Ce millionnaire de 53 ans a fait part mercredi d'un projet de création d'une organisation prônant l'utilisation d'énergies naturelles et la sortie du nucléaire, en réaction à l'accident de la centrale de Fukushima. On vous a déjà parlé ici de cet incroyable individu, qui, pour le coup, ne manque ni d'énergie, ni d'idées, ni d'arguments, ni d'argent.

M. Son va investir personnellement 1 milliard de yens (8,4 millions d'euros) dans la fondation de cet organisation qui regroupera des scientifiques, mènera des recherches et fera des propositions de mesures pour l'utilisation d'énergies propres renouvelables (solaire, éolienne, géothermique, etc.). Cet entrepreneur très écouté décrie tant et plus l'énergie nucléaire, « en réalité trop chère », la durée inadmissible d'utilisation des réacteurs (plus de 40 ans). Il rêve d'une ceinture de panneaux solaires pour alimenter Tokyo, d'éoliennes, déplorant que ces modes de production soient encore insuffisamment en place dans l'archipel.

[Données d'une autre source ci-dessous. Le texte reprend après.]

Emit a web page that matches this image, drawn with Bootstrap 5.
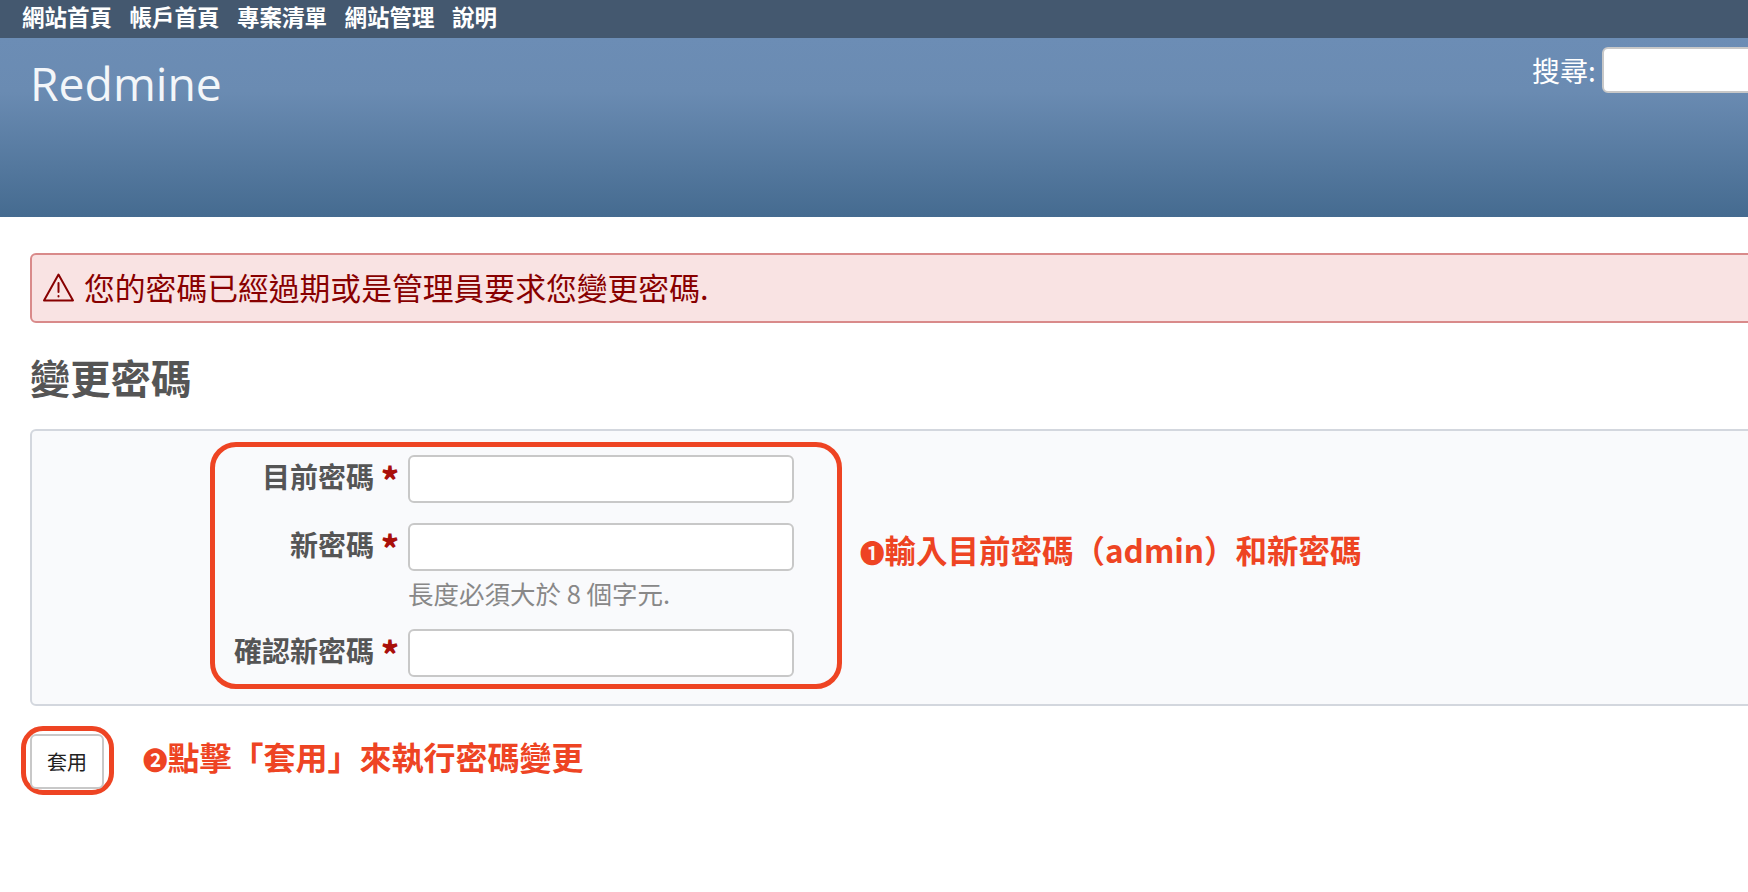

M. Son, qui se dit très affecté par la catastrophe qui a dévasté le nord-est de l'archipel le 11 mars et a entraîné l'accident de Fukushima, avait déjà annoncé au début du mois qu'il allait donner 10 milliards de yens (84 millions d'euros) à titre personnel au profit des victimes du séisme et du tsunami. Masayoshi Son répartira cette somme entre la Croix-Rouge japonaise et d'autres organisations d'aide. « Si j'avais un pouvoir d'influence sur les décisions du gouvernement, je l'utiliserais », disait-il vendredi 22 au soir lors d'une conférence, trop modestement peut-être.